There's no reason a period Chinese remake of a Coen Brothers film can't work, and here's hoping someone else tries it sometime. But for the first such entry into the world, Zhang Yimou's A Woman, a Gun, and a Noodle Shop, which reworks the Coen debut feature Blood Simple, it might be best to pretend it never happened.
Blood Simple is a neo-noir classic, an tale of infidelity, jealousy, greed, murder, and coverup. In it, the characters continually make the wrong decisions based upon incorrect or ill-perceived information. It's a tragedy of errors, both lurid and banal, in the middle of nowhere Texas.
Noodle Shop takes Blood Simple's premise and plops it down in a Chinese desert, at some time a few centuries ago. (Long enough ago that a revolver is a novel idea.) Wang (Dahong Ni) is the owner of a noodle shop and abusive to his wife (Ni Yan). The wife is no saint (she doesn't get a name either), carrying on an affair with Li (Xiao Shen-Yang), an employee at the noodle shop. Zhang (Honglei Sun) is a police detective whom Wang hires to kill his wife and Li. The straightforward plot unravels as Zhang shoots Wang, Li thinks the wife did it and tries to hide the evidence, and the wife thinks her husband is still tormenting her.

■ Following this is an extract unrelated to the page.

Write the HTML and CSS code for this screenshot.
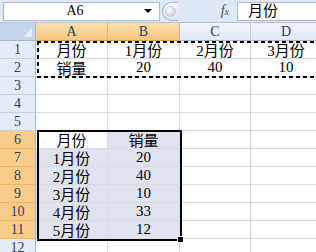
FILE: index.html
```html
<!DOCTYPE html>
<html lang="zh-CN">
<head>
  <meta charset="UTF-8" />
  <title>Sheet1</title>
  <link rel="stylesheet" href="styles.css">
</head>
<body>

  <div class="formula-bar">
    <div class="name-box">
      <span class="name">A6</span>
      <span class="arrow"></span>
    </div>
    <div class="grip"><span class="knob"></span></div>
    <div class="fx"><i>f</i><span>x</span></div>
    <div class="formula-input">月份</div>
  </div>

  <div class="sheet">
    <div class="corner"></div>
    <div class="col-head sel">A</div>
    <div class="col-head sel">B</div>
    <div class="col-head">C</div>
    <div class="col-head">D</div>

    <div class="row-head">1</div>
    <div class="cell">月份</div>
    <div class="cell">1月份</div>
    <div class="cell">2月份</div>
    <div class="cell">3月份</div>

    <div class="row-head">2</div>
    <div class="cell">销量</div>
    <div class="cell">20</div>
    <div class="cell">40</div>
    <div class="cell">10</div>

    <div class="row-head">3</div>
    <div class="cell"></div><div class="cell"></div><div class="cell"></div><div class="cell"></div>
    <div class="row-head">4</div>
    <div class="cell"></div><div class="cell"></div><div class="cell"></div><div class="cell"></div>
    <div class="row-head">5</div>
    <div class="cell"></div><div class="cell"></div><div class="cell"></div><div class="cell"></div>

    <div class="row-head sel">6</div>
    <div class="cell active">月份</div>
    <div class="cell picked">销量</div>
    <div class="cell"></div><div class="cell"></div>

    <div class="row-head sel">7</div>
    <div class="cell picked">1月份</div>
    <div class="cell picked">20</div>
    <div class="cell"></div><div class="cell"></div>

    <div class="row-head sel">8</div>
    <div class="cell picked">2月份</div>
    <div class="cell picked">40</div>
    <div class="cell"></div><div class="cell"></div>

    <div class="row-head sel">9</div>
    <div class="cell picked">3月份</div>
    <div class="cell picked">10</div>
    <div class="cell"></div><div class="cell"></div>

    <div class="row-head sel">10</div>
    <div class="cell picked">4月份</div>
    <div class="cell picked">33</div>
    <div class="cell"></div><div class="cell"></div>

    <div class="row-head sel">11</div>
    <div class="cell picked">5月份</div>
    <div class="cell picked">12</div>
    <div class="cell"></div><div class="cell"></div>

    <div class="row-head">12</div>
    <div class="cell"></div><div class="cell"></div><div class="cell"></div><div class="cell"></div>

    <!-- copy marquee around A1:D2 -->
    <div class="marquee"></div>
    <!-- selection A6:B11 -->
    <div class="selection"><span class="fill-handle"></span></div>
  </div>

</body>
</html>
```

FILE: styles.css
```css
body {
  margin: 0;
  width: 316px;
  height: 252px;
  overflow: hidden;
  background-color: #ffffff;
  color: #000000;
  font-family: "Liberation Serif", "Noto Sans CJK SC", serif;
}
.formula-bar {
  display: flex;
  align-items: center;
  height: 23px;
  padding-left: 3px;
  box-sizing: border-box;
  background-color: #dfe8f5;
  border-bottom: 1px solid #b3c3d8;
}
.name-box {
  display: flex;
  align-items: center;
  width: 157px;
  height: 19px;
  box-sizing: border-box;
  background-color: #ffffff;
  border: 1px solid #a9bbd3;
  font-size: 14px;
}
.name {
  flex: 1;
  text-align: center;
  padding-left: 2px;
}
.arrow {
  width: 0;
  height: 0;
  margin-right: 7px;
  border-left: 4px solid transparent;
  border-right: 4px solid transparent;
  border-top: 4px solid #000000;
}
.grip {
  display: flex;
  align-items: center;
  justify-content: center;
  width: 16px;
  height: 19px;
  margin-left: 2px;
  box-sizing: border-box;
  border: 1px solid #a9bbd3;
  border-right: none;
  border-radius: 10px 0 0 10px;
  background: linear-gradient(#f4f7fb, #d9e3f0);
}
.knob {
  width: 9px;
  height: 9px;
  border-radius: 50%;
  background: radial-gradient(circle at 35% 35%, #ffffff, #b9c4d2);
  border: 1px solid #c6cfdb;
}
.fx {
  width: 59px;
  text-align: right;
  padding-right: 8px;
  box-sizing: border-box;
  font-size: 14px;
  color: #3e4d60;
}
.fx i {
  font-family: "Liberation Serif", serif;
}
.fx span {
  font-size: 10px;
  font-style: italic;
}
.formula-input {
  flex: 1;
  height: 19px;
  box-sizing: border-box;
  background-color: #ffffff;
  border: 1px solid #a9bbd3;
  border-right: none;
  padding-left: 10px;
  font-size: 15px;
  line-height: 17px;
}
.sheet {
  position: relative;
  display: grid;
  grid-template-columns: 36px 72px 72px 71px 71px;
  grid-auto-rows: 18px;
  width: 322px;
}
.corner {
  position: relative;
  background-color: #c5d6ec;
  border-right: 1px solid #9eb6ce;
  border-bottom: 1px solid #9eb6ce;
}
.corner::after {
  content: "";
  position: absolute;
  right: 3px;
  bottom: 3px;
  border-left: 9px solid transparent;
  border-bottom: 9px solid #e8eff8;
}
.col-head {
  display: flex;
  align-items: center;
  justify-content: center;
  background: linear-gradient(#f1f5fb, #e1e9f5);
  border-right: 1px solid #c2d1e3;
  border-bottom: 1px solid #9eb6ce;
  font-size: 14px;
  color: #27415f;
}
.col-head.sel {
  background: linear-gradient(#fadfab, #f5c77e);
  border-right-color: #f2b85c;
  border-bottom-color: #d99c3c;
}
.row-head {
  display: flex;
  align-items: center;
  justify-content: center;
  background-color: #e4ecf7;
  border-right: 1px solid #9eb6ce;
  border-bottom: 1px solid #c5d3e4;
  font-size: 14px;
  color: #27415f;
}
.row-head.sel {
  background-color: #f8cd8a;
  border-bottom-color: #f1b660;
}
.cell {
  display: flex;
  align-items: center;
  justify-content: center;
  border-right: 1px solid #d6dce6;
  border-bottom: 1px solid #d6dce6;
  font-size: 15px;
}
.cell.picked {
  background-color: #dfe3ef;
}
.marquee {
  position: absolute;
  grid-column: 2 / 6;
  grid-row: 2 / 4;
  inset: 0 0 -1px 1px;
  background:
    repeating-linear-gradient(90deg, #000 0 4px, transparent 4px 7px) top / 100% 2px no-repeat,
    repeating-linear-gradient(90deg, #000 0 4px, transparent 4px 7px) bottom / 100% 2px no-repeat,
    repeating-linear-gradient(180deg, #000 0 4px, transparent 4px 7px) left / 2px 100% no-repeat;
}
.selection {
  position: absolute;
  grid-column: 2 / 4;
  grid-row: 7 / 13;
  inset: -1px -2px -2px 1px;
  border: 2px solid #000000;
}
.fill-handle {
  position: absolute;
  right: -4px;
  bottom: -4px;
  width: 5px;
  height: 5px;
  background-color: #000000;
  border: 1px solid #ffffff;
}
```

Filmmaker Zhang Yimou is the man behind the martial arts spectacles Hero, House of Flying Daggers, and Curse of the Golden Flower. These films are visually gorgeous but are marked with an air of melancholy. Zhang was also the mastermind of what is, for my money, the most impressive piece of performance art in history: the opening ceremony of the Beijing Olympics.
With an eye for vivacious imagery without scrimping on the emotional underpinnings, Zhang seems tailor-made for the material of Blood Simple. He at least delivers the goods on the visual aesthetic. Noodle Shop is set in an otherworldly, orange and yellow striated desert, a topographically wild land matched in beauty only by a sky alive with clouds and moonlight.
But the emotional tenor matches neither the setting nor the plot. In fact, the film starts as something of a slapstick comedy, with an exaggerated Persian salesman plying his wares to the noodle shop crew, which includes a buffoonish bucktoothed man with one foot in the grave of Mickey Rooney's racist Asian character from Breakfast at Tiffany's. It's not the hyper-realized black comedy of a Coen picture, either — or if it is I didn't see it because I couldn't take my eyes off that pair of Chinese fangs. I'm sure it's meant to be satire, but there's no payoff.
There's no question, however, that Noodle Shop is a narratively slavish remake. The storyline seems to progress mostly to pantomime the original's formula. Rote plot points occur like an actor hitting his mark. The fresh zeal of the original is lost in translation.
The foreign trappings appended for the remake are interesting but ultimately seem like a gimmick rather than a re-imaging of the material. The upshot of Noodle Shop is less ironic than unfortunate. The characters don't feel inexorably doomed or even deserving of their fates, and the audience isn't implicated in their crimes.